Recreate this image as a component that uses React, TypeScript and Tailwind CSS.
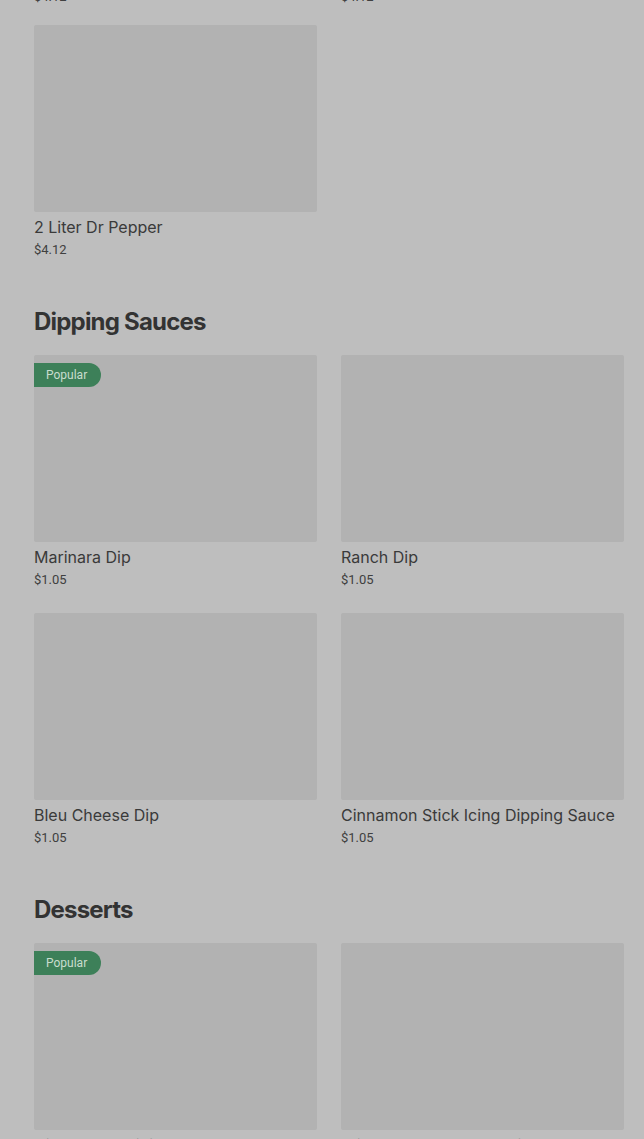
import React from "react";

type Item = { name: string; price: string; popular?: boolean };

const sections: { title: string; items: Item[] }[] = [
  {
    title: "Dipping Sauces",
    items: [
      { name: "Marinara Dip", price: "$1.05", popular: true },
      { name: "Ranch Dip", price: "$1.05" },
      { name: "Bleu Cheese Dip", price: "$1.05" },
      { name: "Cinnamon Stick Icing Dipping Sauce", price: "$1.05" },
    ],
  },
  {
    title: "Desserts",
    items: [
      { name: "Cinnabon® Mini Rolls", price: "$6.29", popular: true },
      { name: "Triple Chocolate Brownie", price: "$7.34" },
    ],
  },
];

function Card({ item }: { item: Item }) {
  return (
    <div className="flex flex-col">
      <div className="relative h-[187px] rounded-[2px] bg-[#b2b2b2]">
        {item.popular && (
          <span className="absolute left-0 top-[8px] flex h-[24px] items-center rounded-r-full bg-[#3d8059] pl-[12px] pr-[14px] text-[12px] text-[#c9ddcf]" style={{ fontFamily: "Roboto, sans-serif" }}>
            Popular
          </span>
        )}
      </div>
      <div className="mt-[3px] text-[16px] leading-[24px] text-[#3a3a3a]" style={{ fontFamily: "Inter, sans-serif" }}>
        {item.name}
      </div>
      <div className="text-[13px] leading-[22px] text-[#404040]" style={{ fontFamily: "Roboto, sans-serif" }}>
        {item.price}
      </div>
    </div>
  );
}

export default function App() {
  return (
    <div className="flex min-h-[1139px] flex-col overflow-hidden bg-[#bebebe] pl-[34px] pr-[20px]">
      <div className="-mt-[14px] mb-[17px] grid grid-cols-2 gap-x-[24px] text-[13px] leading-[22px] text-[#404040]" style={{ fontFamily: "Roboto, sans-serif" }}>
        <div>$4.12</div>
        <div>$4.12</div>
      </div>
      <div className="grid grid-cols-2 gap-x-[24px] gap-y-[22px]">
        <Card item={{ name: "2 Liter Dr Pepper", price: "$4.12" }} />
      </div>
      {sections.map((s) => (
        <section key={s.title} className="mt-[45px] flex flex-col">
          <h2 className="mb-[17px] text-[24px] font-bold leading-[32px] tracking-[-0.8px] text-[#333333]" style={{ fontFamily: "Inter, sans-serif" }}>
            {s.title}
          </h2>
          <div className="grid grid-cols-2 gap-x-[24px] gap-y-[22px]">
            {s.items.map((it) => (
              <Card key={it.name} item={it} />
            ))}
          </div>
        </section>
      ))}
    </div>
  );
}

* **WRITTEN INSTRUCTION**
Leave out all pictures, then copy the remaining material exactly.

* **TASK RESULT**
Recreate this image as a component that uses React, TypeScript and Tailwind CSS.
import React from "react";

type Item = { name: string; price: string; popular?: boolean };

const sections: { title: string; items: Item[] }[] = [
  {
    title: "Dipping Sauces",
    items: [
      { name: "Marinara Dip", price: "$1.05", popular: true },
      { name: "Ranch Dip", price: "$1.05" },
      { name: "Bleu Cheese Dip", price: "$1.05" },
      { name: "Cinnamon Stick Icing Dipping Sauce", price: "$1.05" },
    ],
  },
  {
    title: "Desserts",
    items: [
      { name: "Cinnabon® Mini Rolls", price: "$6.29", popular: true },
      { name: "Triple Chocolate Brownie", price: "$7.34" },
    ],
  },
];

function Card({ item }: { item: Item }) {
  return (
    <div className="flex flex-col">
      <div className="relative h-[187px] rounded-[2px] bg-[#b2b2b2]">
        {item.popular && (
          <span className="absolute left-0 top-[8px] flex h-[24px] items-center rounded-r-full bg-[#3d8059] pl-[12px] pr-[14px] text-[12px] text-[#c9ddcf]" style={{ fontFamily: "Roboto, sans-serif" }}>
            Popular
          </span>
        )}
      </div>
      <div className="mt-[3px] text-[16px] leading-[24px] text-[#3a3a3a]" style={{ fontFamily: "Inter, sans-serif" }}>
        {item.name}
      </div>
      <div className="text-[13px] leading-[22px] text-[#404040]" style={{ fontFamily: "Roboto, sans-serif" }}>
        {item.price}
      </div>
    </div>
  );
}

export default function App() {
  return (
    <div className="flex min-h-[1139px] flex-col overflow-hidden bg-[#bebebe] pl-[34px] pr-[20px]">
      <div className="-mt-[14px] mb-[17px] grid grid-cols-2 gap-x-[24px] text-[13px] leading-[22px] text-[#404040]" style={{ fontFamily: "Roboto, sans-serif" }}>
        <div>$4.12</div>
        <div>$4.12</div>
      </div>
      <div className="grid grid-cols-2 gap-x-[24px] gap-y-[22px]">
        <Card item={{ name: "2 Liter Dr Pepper", price: "$4.12" }} />
      </div>
      {sections.map((s) => (
        <section key={s.title} className="mt-[45px] flex flex-col">
          <h2 className="mb-[17px] text-[24px] font-bold leading-[32px] tracking-[-0.8px] text-[#333333]" style={{ fontFamily: "Inter, sans-serif" }}>
            {s.title}
          </h2>
          <div className="grid grid-cols-2 gap-x-[24px] gap-y-[22px]">
            {s.items.map((it) => (
              <Card key={it.name} item={it} />
            ))}
          </div>
        </section>
      ))}
    </div>
  );
}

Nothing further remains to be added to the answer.